The Busy Beaver function is denoted as BB(n).
BB(1) = 1, BB(2) = 4, BB(3) = 6, BB(4) = 13, BB(5) = 47176870
BB(6) had an earlier lower bound of $10^{18267}$ which has since been updated to be far, far larger.
BB increases quick, in fact it grows faster than any computable function. Why?
Let's say there exists another computable function (F) which upper bounds BB. Which implies that for any turing machine with k states, you
can say that it will run for a maximum number of F(k) steps before halting. If it runs for more than that, you can conclude
that the machine must never halt.
This sounds an awful lot like a solution for the halting problem, which Turing proved to be undecidable in 1936. Proof by contradiction.
We'll actually never know. Not because it is too big, but because we simply cannot compute it even with infinite time and memory (it is a finite number!).
Some crazy people have actually brought the upper bound for the largest BB number we can compute down to just 747. Which means that we cannot ever compute BB(748).
A turing machine with 748 states doesn't sound like much at all - and here it is.
ZFC is the standard set of axioms that we base our mathematics on.

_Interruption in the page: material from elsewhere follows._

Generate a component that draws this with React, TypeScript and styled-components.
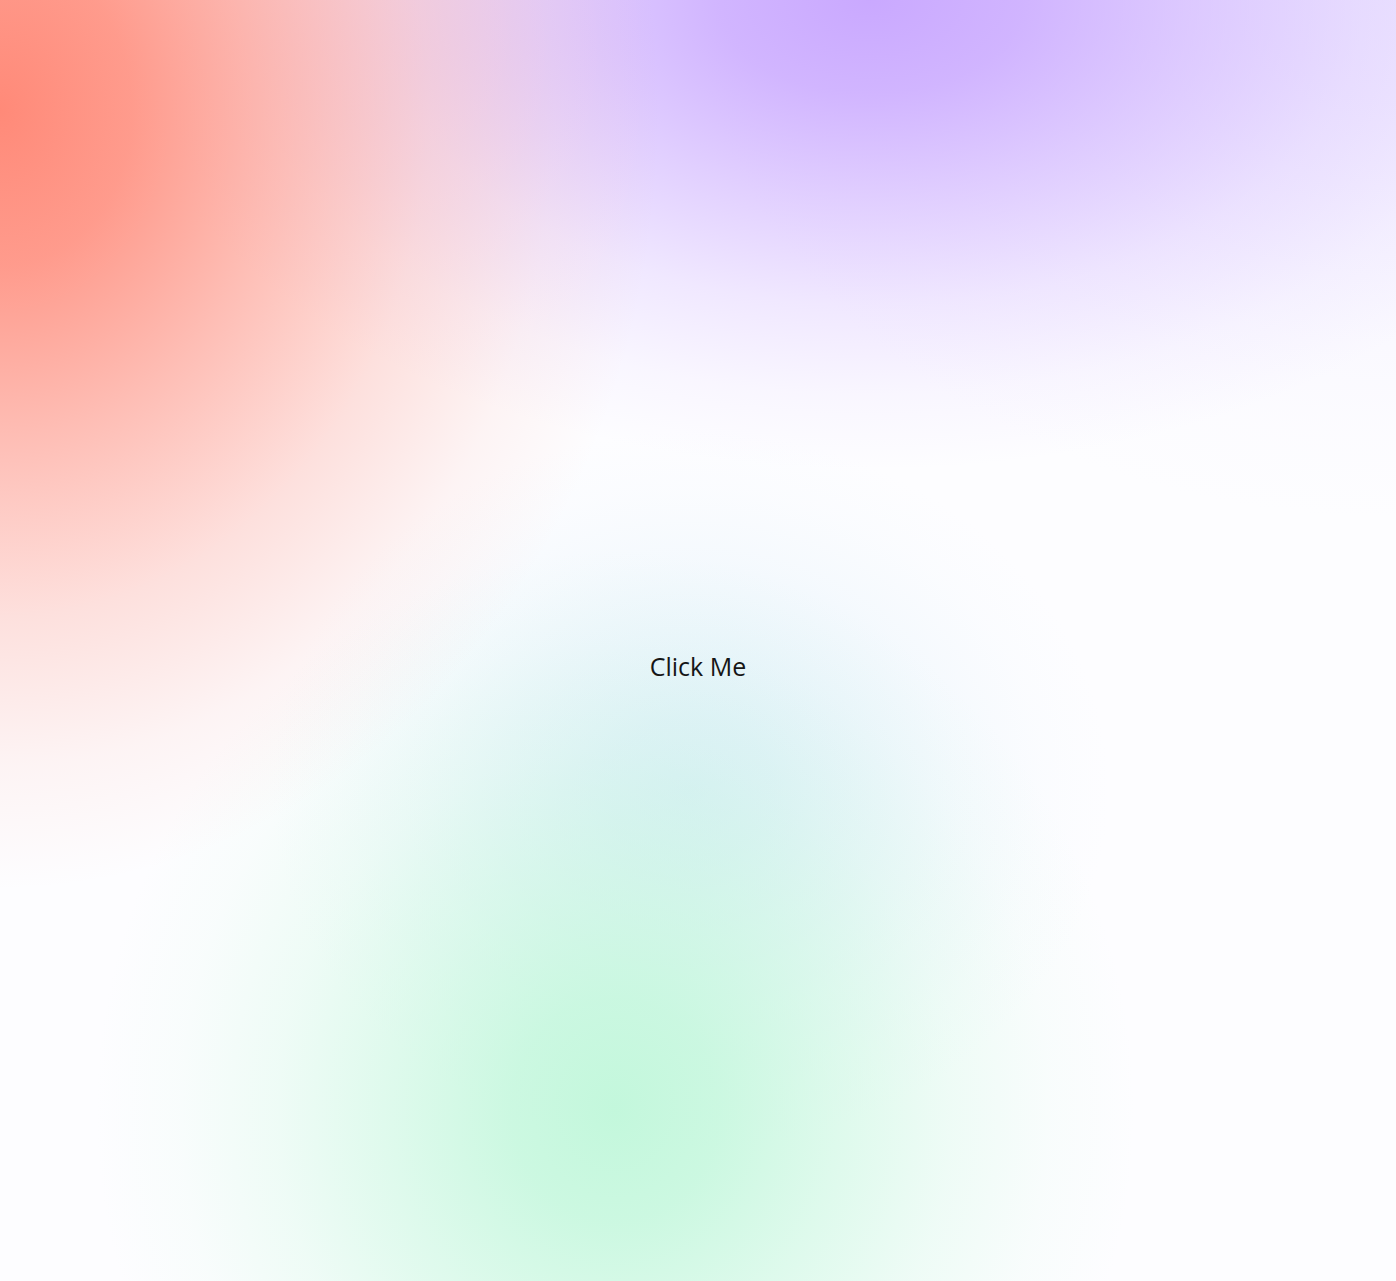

It is a set of axioms that we believe to be consistent and can be used to prove all the theorems we have proven so far, and more.
What does it mean for a set of axioms to be consistent? - it means that using this set, we should never be able to prove both a statement and its negation (i.e. something that is both true and false at the same time).
Godel proved that if ZFC is in fact consistent, it will never be able to prove its own consistency. This is Godel's second incompleteness theorem.
Proof:
Now let's say we have a turing machine that takes the axioms present in ZFC and starts enumerating all the provable statements one by one. By Godel's theorem, ZFC can't prove if this machine will ever halt (as halting would imply ZFC proving its own consistency).
The authors managed to bring the number of states required to build such a turing machine down to just 748 - which means that if
via ZFC we ever could calculate BB(748), we could just run this machine for BB(748) number of steps and prove ZFC's consistency; a contradiction to Godel.
Hence, BB(748) must be a finite yet incalculable number.
:Endproof
It blows my mind that this is a finite number by definition, that we can never compute without disproving our entire mathematical foundation!
Feels almost poetically quantum - a measurable quantity that exists; but if we measure it, our math collapses.